The sitcom will star Jasper Carrott and Meera Syal as a mixed-race couple with a child who has cerebral palsy. The child will be played by a child actor, Jamil Dhillon, who has cerebral palsy. The sitcom, which does not yet have a name, will be shown this winter.

Ms Heggessey said the commission was just part of a wider strategy to update the channel. Unpublished BBC research shows that even pensioners think the channel can be "old-fashioned and slightly fuddy-duddy", she said.

She revealed in The Independent when she became controller a year ago that she wanted to end the use of the term "Auntie" for the BBC and change the hot air balloon logo, or "ident". Terry Wogan's show Auntie's Bloomers has already been renamed Bloomers.

Addressing the Broadcasting Press Guild yesterday, Ms Heggessey said: "I still hate the image of Auntie and I will change the idents eventually. We live at a time when people don't call each other by their surnames and they are dressed more informally. We have to reflect that on BBC1."

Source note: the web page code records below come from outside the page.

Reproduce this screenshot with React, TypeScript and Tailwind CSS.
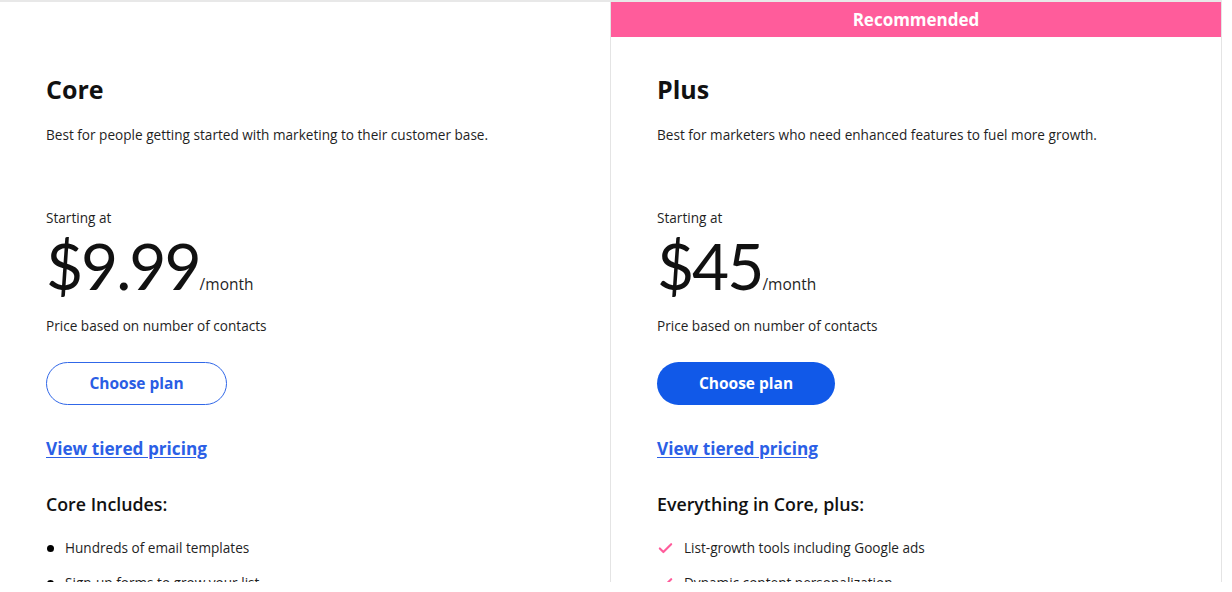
import React from 'react';
import { Check } from 'lucide-react';

type Plan = {
  name: string;
  description: string;
  price: string;
  recommended: boolean;
  includesTitle: string;
  features: string[];
};

const plans: Plan[] = [
  {
    name: 'Core',
    description: 'Best for people getting started with marketing to their customer base.',
    price: '$9.99',
    recommended: false,
    includesTitle: 'Core Includes:',
    features: ['Hundreds of email templates', 'Sign-up forms to grow your list'],
  },
  {
    name: 'Plus',
    description: 'Best for marketers who need enhanced features to fuel more growth.',
    price: '$45',
    recommended: true,
    includesTitle: 'Everything in Core, plus:',
    features: ['List-growth tools including Google ads', 'Dynamic content personalization'],
  },
];

const PlanCard: React.FC<{ plan: Plan }> = ({ plan }) => {
  return (
    <div
      className={`flex flex-col shrink-0 ${
        plan.recommended ? 'w-[612px] border-x border-[#e4e4e4]' : 'w-[610px]'
      }`}
    >
      {/* top band */}
      <div
        className={`h-[35px] shrink-0 flex items-center justify-center ${
          plan.recommended ? 'bg-[#ff5c9b]' : ''
        }`}
      >
        {plan.recommended && (
          <span className="text-white text-[17px] font-bold leading-none">Recommended</span>
        )}
      </div>

      <div className="pl-[46px] shrink-0">
        <h2 className="mt-[36px] text-[25px] leading-[32px] font-bold text-[#111]">{plan.name}</h2>
        <p className="mt-[20px] text-[13.6px] leading-[20px] text-[#1f1f1f]">{plan.description}</p>

        <p className="mt-[63px] text-[13.6px] leading-[20px] text-[#1f1f1f]">Starting at</p>
        <div className="mt-[6px] flex items-baseline">
          <span
            className="text-[64px] leading-[64px] tracking-[-2px] text-[#111]"
            style={{ fontFamily: 'Lato, sans-serif' }}
          >
            {plan.price}
          </span>
          <span className="text-[15.5px] text-[#1f1f1f]">/month</span>
        </div>
        <p className="mt-[18px] text-[13.6px] leading-[20px] text-[#1f1f1f]">
          Price based on number of contacts
        </p>

        <button
          className={`mt-[26px] h-[43px] rounded-full text-[15.5px] font-bold ${
            plan.recommended
              ? 'w-[178px] bg-[#1159e8] text-white'
              : 'w-[181px] border border-[#3067e8] text-[#2a5de4] bg-white'
          }`}
        >
          Choose plan
        </button>

        <div className="mt-[32px]">
          <a className="text-[17.2px] leading-[24px] font-bold text-[#2b5fe6] underline underline-offset-2 cursor-pointer">
            View tiered pricing
          </a>
        </div>

        <h3 className="mt-[31px] text-[17.8px] leading-[24px] font-semibold text-[#111]">
          {plan.includesTitle}
        </h3>

        <ul className="mt-[22px] flex flex-col gap-[15px]">
          {plan.features.map((f) => (
            <li key={f} className="flex items-center text-[13.6px] leading-[20px] text-[#1f1f1f]">
              {plan.recommended ? (
                <Check size={17} strokeWidth={3} className="text-[#ff5c9b] mr-[10px]" />
              ) : (
                <span className="w-[7px] h-[7px] rounded-full bg-black ml-[1px] mr-[11px]" />
              )}
              {f}
            </li>
          ))}
        </ul>
      </div>
    </div>
  );
};

export default function App() {
  return (
    <div className="w-[1232px] h-[592px] bg-white" style={{ fontFamily: '"Open Sans", "Noto Sans", sans-serif' }}>
      <div className="w-[1222px] h-[582px] overflow-hidden border-t-2 border-[#e8e8e8] flex">
        {plans.map((p) => (
          <PlanCard key={p.name} plan={p} />
        ))}
      </div>
    </div>
  );
}
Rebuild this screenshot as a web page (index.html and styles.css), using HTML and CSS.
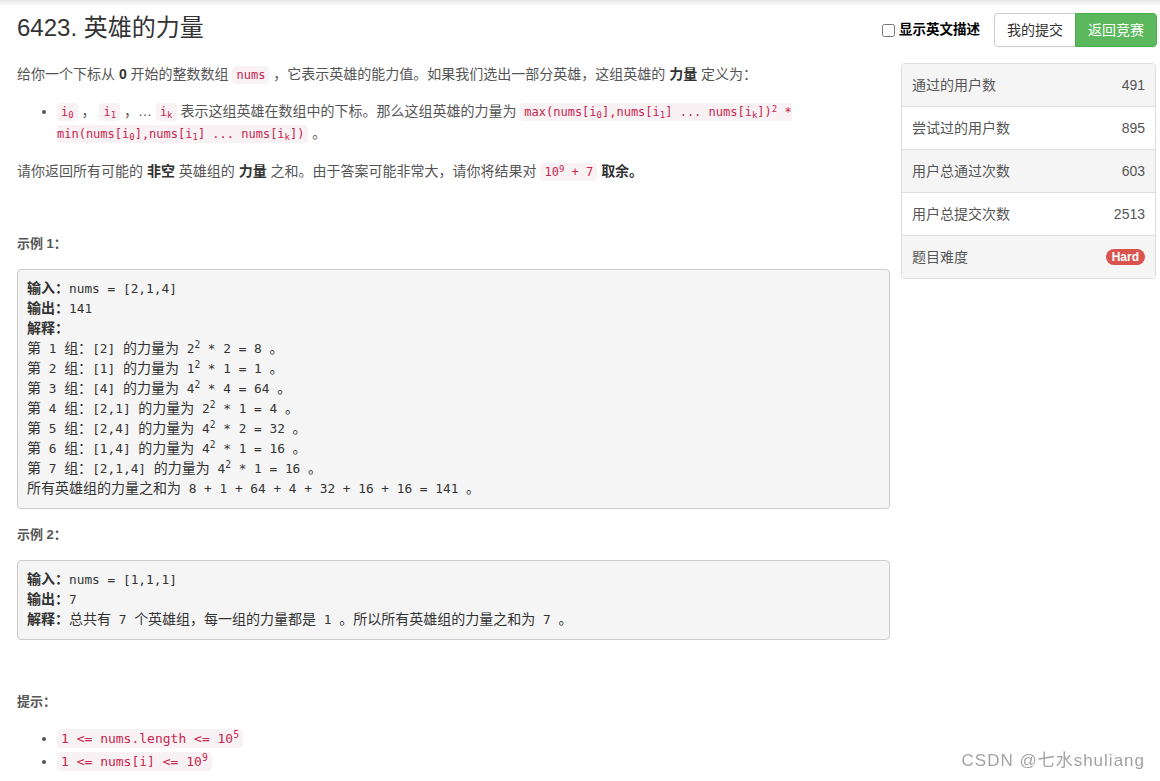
FILE: index.html
```html
<!DOCTYPE html>
<html lang="zh-CN">
<head>
<meta charset="utf-8">
<title>6423. 英雄的力量</title>
<link rel="stylesheet" href="styles.css">
</head>
<body>
<div class="topshadow"></div>
<div class="page">
  <div class="header">
    <h3 class="title">6423. 英雄的力量</h3>
    <div class="tools">
      <label class="toggle"><input type="checkbox" class="chk"><span>显示英文描述</span></label>
      <div class="btn-group">
        <a class="btn btn-default">我的提交</a>
        <a class="btn btn-success">返回竞赛</a>
      </div>
    </div>
  </div>
  <div class="content">
    <div class="main">
      <p class="p1">给你一个下标从 <strong>0</strong> 开始的整数数组&nbsp;<code>nums</code>&nbsp;，它表示英雄的能力值。如果我们选出一部分英雄，这组英雄的 <strong>力量</strong> 定义为：</p>
      <ul class="ul1">
        <li><code>i<sub>0</sub></code>&nbsp;，&nbsp;<code>i<sub>1</sub></code>&nbsp;，… <code>i<sub>k</sub></code>&nbsp;表示这组英雄在数组中的下标。那么这组英雄的力量为&nbsp;<code>max(nums[i<sub>0</sub>],nums[i<sub>1</sub>] ... nums[i<sub>k</sub>])<sup>2</sup> * min(nums[i<sub>0</sub>],nums[i<sub>1</sub>] ... nums[i<sub>k</sub>])</code>&nbsp;。</li>
      </ul>
      <p class="p3">请你返回所有可能的 <strong>非空</strong> 英雄组的 <strong>力量</strong> 之和。由于答案可能非常大，请你将结果对&nbsp;<code>10<sup>9</sup> + 7</code>&nbsp;<strong>取余。</strong></p>
      <p class="label">示例 1：</p>
      <pre class="example ex1"><strong>输入：</strong>nums = [2,1,4]
<strong>输出：</strong>141
<strong>解释：</strong>
<span class="zh">第</span> 1 <span class="zh">组：</span>[2] <span class="zh">的力量为</span> 2<sup>2</sup> * 2 = 8 <span class="zh">。</span>
<span class="zh">第</span> 2 <span class="zh">组：</span>[1] <span class="zh">的力量为</span> 1<sup>2</sup> * 1 = 1 <span class="zh">。</span>
<span class="zh">第</span> 3 <span class="zh">组：</span>[4] <span class="zh">的力量为</span> 4<sup>2</sup> * 4 = 64 <span class="zh">。</span>
<span class="zh">第</span> 4 <span class="zh">组：</span>[2,1] <span class="zh">的力量为</span> 2<sup>2</sup> * 1 = 4 <span class="zh">。</span>
<span class="zh">第</span> 5 <span class="zh">组：</span>[2,4] <span class="zh">的力量为</span> 4<sup>2</sup> * 2 = 32 <span class="zh">。</span>
<span class="zh">第</span> 6 <span class="zh">组：</span>[1,4] <span class="zh">的力量为</span> 4<sup>2</sup> * 1 = 16 <span class="zh">。</span>
<span class="zh">第</span> 7 <span class="zh">组：</span>[2,1,4] <span class="zh">的力量为</span> 4<sup>2</sup> * 1 = 16 <span class="zh">。</span>
<span class="zh">所有英雄组的力量之和为</span> 8 + 1 + 64 + 4 + 32 + 16 + 16 = 141 <span class="zh">。</span></pre>
      <p class="label">示例 2：</p>
      <pre class="example ex2"><strong>输入：</strong>nums = [1,1,1]
<strong>输出：</strong>7
<strong>解释：</strong><span class="zh">总共有</span> 7 <span class="zh">个英雄组，每一组的力量都是</span> 1 <span class="zh">。所以所有英雄组的力量之和为</span> 7 <span class="zh">。</span></pre>
      <p class="label">提示：</p>
      <ul class="tips">
        <li><code>1 &lt;= nums.length &lt;= 10<sup>5</sup></code></li>
        <li><code>1 &lt;= nums[i] &lt;= 10<sup>9</sup></code></li>
      </ul>
    </div>
    <div class="sidebar">
      <div class="row odd"><span>通过的用户数</span><span class="num">491</span></div>
      <div class="row"><span>尝试过的用户数</span><span class="num">895</span></div>
      <div class="row odd"><span>用户总通过次数</span><span class="num">603</span></div>
      <div class="row"><span>用户总提交次数</span><span class="num">2513</span></div>
      <div class="row odd"><span>题目难度</span><span class="badge">Hard</span></div>
    </div>
  </div>
</div>
<div class="watermark">CSDN @七水shuliang</div>
</body>
</html>
```
FILE: styles.css
```css
html, body {
  margin: 0;
  padding: 0;
  background: #fff;
}
body {
  font-family: "Liberation Sans", "Noto Sans CJK SC", sans-serif;
  font-size: 14px;
  line-height: 20px;
  color: #555;
}
.topshadow {
  height: 6px;
  background: linear-gradient(to bottom, #e6e6e6, #ffffff);
}
.page {
  padding: 0 3px 0 17px;
}
.header {
  display: flex;
  justify-content: space-between;
  align-items: flex-start;
  margin-top: 7px;
  margin-bottom: 16px;
}
.title {
  margin: 0;
  font-size: 24px;
  line-height: 30px;
  font-weight: normal;
  color: #333;
}
.tools {
  display: flex;
  align-items: center;
}
.toggle {
  display: flex;
  align-items: center;
  font-weight: bold;
  font-size: 13.5px;
  color: #000;
  margin-right: 14px;
}
.chk {
  width: 13px;
  height: 13px;
  margin: 0 4px 0 0;
}
.btn-group {
  display: flex;
}
.btn {
  display: block;
  padding: 6px 12px;
  font-size: 14px;
  line-height: 20px;
  border: 1px solid #ccc;
  cursor: pointer;
}
.btn-default {
  background: #fff;
  color: #333;
  border-radius: 4px 0 0 4px;
}
.btn-success {
  background: #5cb85c;
  border-color: #4cae4c;
  color: #fff;
  border-radius: 0 4px 4px 0;
  margin-left: -1px;
}
.content {
  display: flex;
  align-items: flex-start;
}
.main {
  width: 873px;
  flex: none;
}
.main p {
  margin: 0;
}
.p1 {
  margin-top: 1px !important;
  margin-bottom: 16px !important;
}
.ul1 {
  margin: 0 0 17px;
  padding-left: 40px;
  line-height: 22px;
}
.p3 {
  margin-bottom: 53px !important;
}
strong {
  font-weight: bold;
  line-height: 1;
}
.main > p > strong, .ul1 strong {
  color: #333;
}
code {
  font-family: "DejaVu Sans Mono", "Liberation Mono", monospace;
  font-size: 12px;
  line-height: 1;
  padding: 2px 4px;
  color: #c7254e;
  background: #f9f2f4;
  border-radius: 4px;
}
sub, sup {
  font-size: 75%;
  line-height: 0;
}
sub {
  vertical-align: -0.25em;
}
sup {
  vertical-align: 0.5em;
}
.label {
  font-size: 13px;
  font-weight: bold;
  color: #555;
  margin-bottom: 15px !important;
}
.example {
  margin: 0 0 16px;
  padding: 9px;
  border: 1px solid #ccc;
  border-radius: 4px;
  background: #f5f5f5;
  font-family: "DejaVu Sans Mono", "Noto Sans CJK SC", monospace;
  font-size: 12.8px;
  line-height: 20px;
  color: #333;
  white-space: pre;
  overflow: hidden;
}
.example .zh {
  font-family: "Noto Sans CJK SC", sans-serif;
  font-size: 14px;
  line-height: 1;
}
.example strong {
  font-family: "Noto Sans CJK SC", sans-serif;
  font-size: 14px;
}
.ex2 {
  margin-bottom: 52px;
}
.tips {
  margin: 0;
  padding-left: 40px;
  line-height: 23px;
}
.tips code {
  font-size: 13px;
}
.sidebar {
  width: 255px;
  flex: none;
  margin-left: 11px;
  border: 1px solid #ddd;
  border-radius: 4px;
  overflow: hidden;
  box-sizing: border-box;
}
.row {
  display: flex;
  justify-content: space-between;
  align-items: center;
  height: 43px;
  padding: 0 10px;
  box-sizing: border-box;
  border-top: 1px solid #ddd;
  font-size: 14px;
  color: #555;
  background: #fff;
}
.row:first-child {
  border-top: none;
  height: 42px;
}
.row.odd {
  background: #f5f5f5;
}
.num {
  color: #555;
}
.badge {
  display: inline-block;
  background: #d9534f;
  color: #fff;
  font-weight: bold;
  font-size: 12px;
  line-height: 16px;
  padding: 0 6px;
  border-radius: 9px;
  margin-right: 0;
}
.watermark {
  position: fixed;
  right: 15px;
  bottom: 10px;
  font-family: "Liberation Sans", "Noto Sans CJK SC", sans-serif;
  font-size: 17px;
  line-height: 20px;
  letter-spacing: 1px;
  color: #a3a3a3;
}
```
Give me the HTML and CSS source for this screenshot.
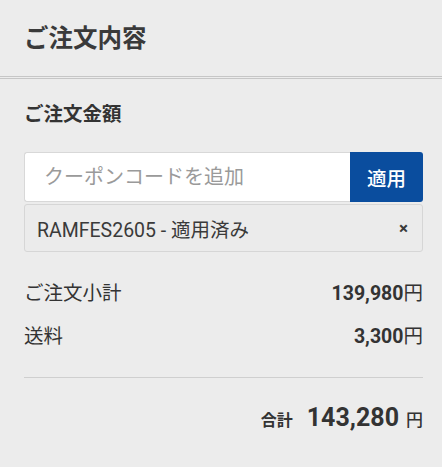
FILE: index.html
```html
<!DOCTYPE html>
<html lang="ja">
<head>
  <meta charset="UTF-8">
  <meta name="viewport" content="width=device-width, initial-scale=1">
  <title>ご注文内容</title>
  <link rel="stylesheet" href="styles.css">
</head>
<body>

<div class="order-summary">
  <div class="order-header">ご注文内容</div>

  <div class="order-body">
    <div class="order-title">ご注文金額</div>

    <div class="coupon-form">
      <input type="text" class="coupon-input" placeholder="クーポンコードを追加">
      <button class="coupon-btn">適用</button>
    </div>

    <div class="coupon-applied">
      <span>RAMFES2605 - 適用済み</span>
      <span class="coupon-remove">×</span>
    </div>

    <div class="price-row">
      <span>ご注文小計</span>
      <span class="price">139,980<span class="yen">円</span></span>
    </div>
    <div class="price-row">
      <span>送料</span>
      <span class="price">3,300<span class="yen">円</span></span>
    </div>

    <div class="total-row">
      <span class="total-label">合計</span>
      <span class="total-value">143,280</span>
      <span class="total-yen">円</span>
    </div>
  </div>
</div>

</body>
</html>
```

FILE: styles.css
```css
body {
  margin: 0;
  padding: 0;
  background: #ececec;
  font-family: Roboto, "Noto Sans CJK JP", sans-serif;
  color: #333;
}

.order-summary {
  width: 442px;
}

.order-header {
  height: 79px;
  box-sizing: border-box;
  display: flex;
  align-items: center;
  padding: 0 24px 3px;
  font-size: 24.5px;
  font-weight: bold;
  color: #3a3a3a;
  border-bottom: 3px double #c6c6c6;
}

.order-body {
  padding: 22px 19px 30px 24px;
}

.order-title {
  font-size: 19.5px;
  font-weight: bold;
  line-height: 28px;
  margin-bottom: 23px;
}

.coupon-form {
  display: flex;
  height: 50px;
}

.coupon-input {
  flex: 1;
  min-width: 0;
  border: 1px solid #d8d8d8;
  border-right: none;
  border-radius: 3px 0 0 3px;
  background: #fff;
  padding: 0 19px;
  font-family: Roboto, "Noto Sans CJK JP", sans-serif;
  font-size: 20px;
  color: #333;
  outline: none;
}

.coupon-input::placeholder {
  color: #9a9a9a;
}

.coupon-btn {
  width: 73px;
  border: none;
  border-radius: 0 3px 3px 0;
  background: #0a4d9e;
  color: #fff;
  font-family: Roboto, "Noto Sans CJK JP", sans-serif;
  font-size: 19.5px;
  font-weight: 500;
  cursor: pointer;
}

.coupon-applied {
  margin-top: 2px;
  height: 48px;
  box-sizing: border-box;
  display: flex;
  align-items: center;
  justify-content: space-between;
  padding: 0 12px;
  border: 1px solid #d6d6d6;
  border-radius: 3px;
  background: #ebebeb;
  font-size: 19.5px;
  color: #3a3a3a;
}

.coupon-remove {
  font-size: 17px;
  font-weight: bold;
  padding-right: 2px;
}

.price-row {
  display: flex;
  justify-content: space-between;
  align-items: center;
  font-size: 19.5px;
  line-height: 28px;
  margin-top: 15px;
}

.coupon-applied + .price-row {
  margin-top: 28px;
}

.price {
  font-weight: bold;
}

.yen {
  font-weight: normal;
}

.total-row {
  margin-top: 26px;
  border-top: 1px solid #cfcfcf;
  padding-top: 25px;
  display: flex;
  justify-content: flex-end;
  align-items: baseline;
  font-weight: bold;
}

.total-label {
  font-size: 16px;
  margin-right: 14px;
}

.total-value {
  font-size: 25px;
  margin-right: 7px;
}

.total-yen {
  font-size: 17px;
  font-weight: 500;
}
```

Ms Heggessey is deemed to have had a successful first year, presiding over improving ratings and a successful transfer of the main evening news to 10pm. "Now," she said, "I am starting to take a few more risks. BBC1 will become a bit more playful and have a bit more attitude."

New commissions include a dramatisation of Arthur Conan Doyle's The Lost World and a live broadcast from the bottom of the ocean.